THE DATA:
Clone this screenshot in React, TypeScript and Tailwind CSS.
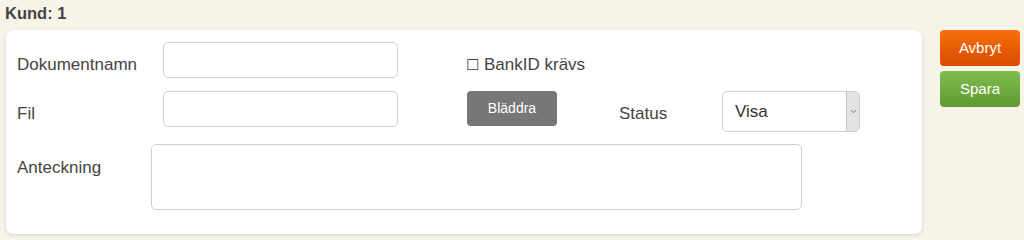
import React from 'react';

const font = { fontFamily: '"Liberation Sans", Arial, sans-serif' };

const TextInput = ({ className = '' }: { className?: string }) => (
  <input
    type="text"
    className={`border border-[#cfcfcf] rounded-[5px] bg-white outline-none ${className}`}
  />
);

// Select box with the grey arrow strip on the right
const StatusSelect = () => (
  <div className="flex w-[138px] h-[41px] border border-[#cfcfcf] rounded-[5px] bg-white overflow-hidden">
    <div className="flex-1 flex items-center pl-[12px] text-[17px] text-[#333]">Visa</div>
    <div className="w-[13px] bg-[#e3e3e3] border-l border-[#c4c4c4] flex items-center justify-center">
      <svg width="7" height="5" viewBox="0 0 7 5" fill="none">
        <path d="M1 1.2l2.5 2.5L6 1.2" stroke="#666" strokeWidth="1" />
      </svg>
    </div>
  </div>
);

const App: React.FC = () => {
  return (
    <div className="w-[1024px] h-[240px] bg-[#f7f3e8] overflow-hidden" style={font}>
      <div className="pl-[5px] pt-[3px] h-[30px] text-[16.5px] font-bold text-[#444] leading-[20px]">Kund: 1</div>

      <div className="flex items-start">
        {/* Form card */}
        <div className="ml-[6px] w-[916px] h-[204px] bg-white rounded-[7px] shadow-[0_1px_3px_rgba(120,100,60,0.25)] pt-[12px] pl-[11px]">
          <div className="flex items-start h-[36px]">
            <div className="w-[146px] text-[17px] text-[#444] pt-[10px]">Dokumentnamn</div>
            <TextInput className="w-[235px] h-[36px]" />
            <div className="ml-[68px] pt-[10px] flex items-center text-[17px] text-[#444]">
              <span className="text-[15px] mr-[5px]">☐</span>BankID krävs
            </div>
          </div>

          <div className="flex items-start mt-[13px] h-[41px]">
            <div className="w-[146px] text-[17px] text-[#444] pt-[10px]">Fil</div>
            <TextInput className="w-[235px] h-[36px]" />
            <button className="ml-[69px] w-[90px] h-[35px] bg-[#777] rounded-[4px] text-white text-[14px]">
              Bläddra
            </button>
            <div className="ml-[62px] w-[103px] text-[17px] text-[#444] pt-[10px]">Status</div>
            <StatusSelect />
          </div>

          <div className="flex items-start mt-[12px]">
            <div className="w-[134px] text-[17px] text-[#444] pt-[11px]">Anteckning</div>
            <textarea className="w-[651px] h-[66px] border border-[#cfcfcf] rounded-[5px] resize-none outline-none" />
          </div>
        </div>

        {/* Actions */}
        <div className="ml-[18px] flex flex-col gap-[5px]">
          <button className="w-[80px] h-[36px] rounded-[4px] bg-gradient-to-b from-[#f7700e] to-[#d84a00] text-white text-[15px]">
            Avbryt
          </button>
          <button className="w-[80px] h-[36px] rounded-[4px] bg-gradient-to-b from-[#80bd4e] to-[#5f9a31] text-white text-[15px]">
            Spara
          </button>
        </div>
      </div>
    </div>
  );
};

export default App;
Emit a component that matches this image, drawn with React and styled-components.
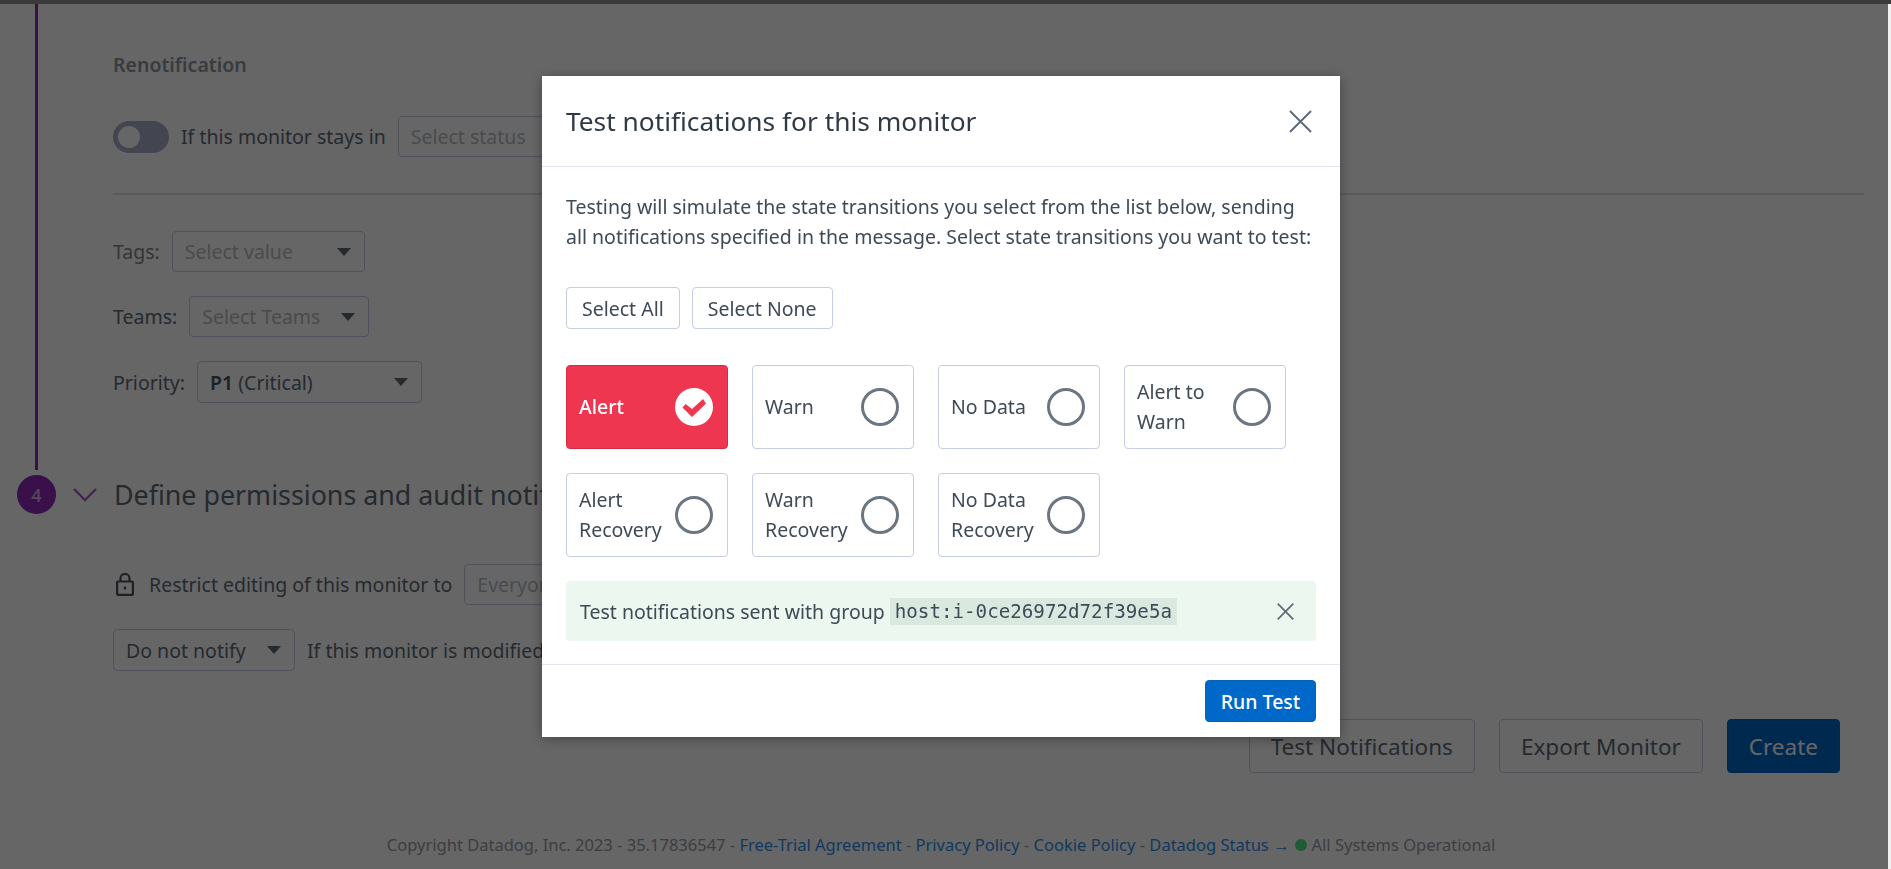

TO BE DONE: Restate every record exactly, please; do not copy the pictures.

TASK RESPONSE:
Clone this screenshot in React, TypeScript and Tailwind CSS.
import React from 'react';

const font = { fontFamily: '"Liberation Sans", Arial, sans-serif' };

const TextInput = ({ className = '' }: { className?: string }) => (
  <input
    type="text"
    className={`border border-[#cfcfcf] rounded-[5px] bg-white outline-none ${className}`}
  />
);

// Select box with the grey arrow strip on the right
const StatusSelect = () => (
  <div className="flex w-[138px] h-[41px] border border-[#cfcfcf] rounded-[5px] bg-white overflow-hidden">
    <div className="flex-1 flex items-center pl-[12px] text-[17px] text-[#333]">Visa</div>
    <div className="w-[13px] bg-[#e3e3e3] border-l border-[#c4c4c4] flex items-center justify-center">
      <svg width="7" height="5" viewBox="0 0 7 5" fill="none">
        <path d="M1 1.2l2.5 2.5L6 1.2" stroke="#666" strokeWidth="1" />
      </svg>
    </div>
  </div>
);

const App: React.FC = () => {
  return (
    <div className="w-[1024px] h-[240px] bg-[#f7f3e8] overflow-hidden" style={font}>
      <div className="pl-[5px] pt-[3px] h-[30px] text-[16.5px] font-bold text-[#444] leading-[20px]">Kund: 1</div>

      <div className="flex items-start">
        {/* Form card */}
        <div className="ml-[6px] w-[916px] h-[204px] bg-white rounded-[7px] shadow-[0_1px_3px_rgba(120,100,60,0.25)] pt-[12px] pl-[11px]">
          <div className="flex items-start h-[36px]">
            <div className="w-[146px] text-[17px] text-[#444] pt-[10px]">Dokumentnamn</div>
            <TextInput className="w-[235px] h-[36px]" />
            <div className="ml-[68px] pt-[10px] flex items-center text-[17px] text-[#444]">
              <span className="text-[15px] mr-[5px]">☐</span>BankID krävs
            </div>
          </div>

          <div className="flex items-start mt-[13px] h-[41px]">
            <div className="w-[146px] text-[17px] text-[#444] pt-[10px]">Fil</div>
            <TextInput className="w-[235px] h-[36px]" />
            <button className="ml-[69px] w-[90px] h-[35px] bg-[#777] rounded-[4px] text-white text-[14px]">
              Bläddra
            </button>
            <div className="ml-[62px] w-[103px] text-[17px] text-[#444] pt-[10px]">Status</div>
            <StatusSelect />
          </div>

          <div className="flex items-start mt-[12px]">
            <div className="w-[134px] text-[17px] text-[#444] pt-[11px]">Anteckning</div>
            <textarea className="w-[651px] h-[66px] border border-[#cfcfcf] rounded-[5px] resize-none outline-none" />
          </div>
        </div>

        {/* Actions */}
        <div className="ml-[18px] flex flex-col gap-[5px]">
          <button className="w-[80px] h-[36px] rounded-[4px] bg-gradient-to-b from-[#f7700e] to-[#d84a00] text-white text-[15px]">
            Avbryt
          </button>
          <button className="w-[80px] h-[36px] rounded-[4px] bg-gradient-to-b from-[#80bd4e] to-[#5f9a31] text-white text-[15px]">
            Spara
          </button>
        </div>
      </div>
    </div>
  );
};

export default App;
Emit a component that matches this image, drawn with React and styled-components.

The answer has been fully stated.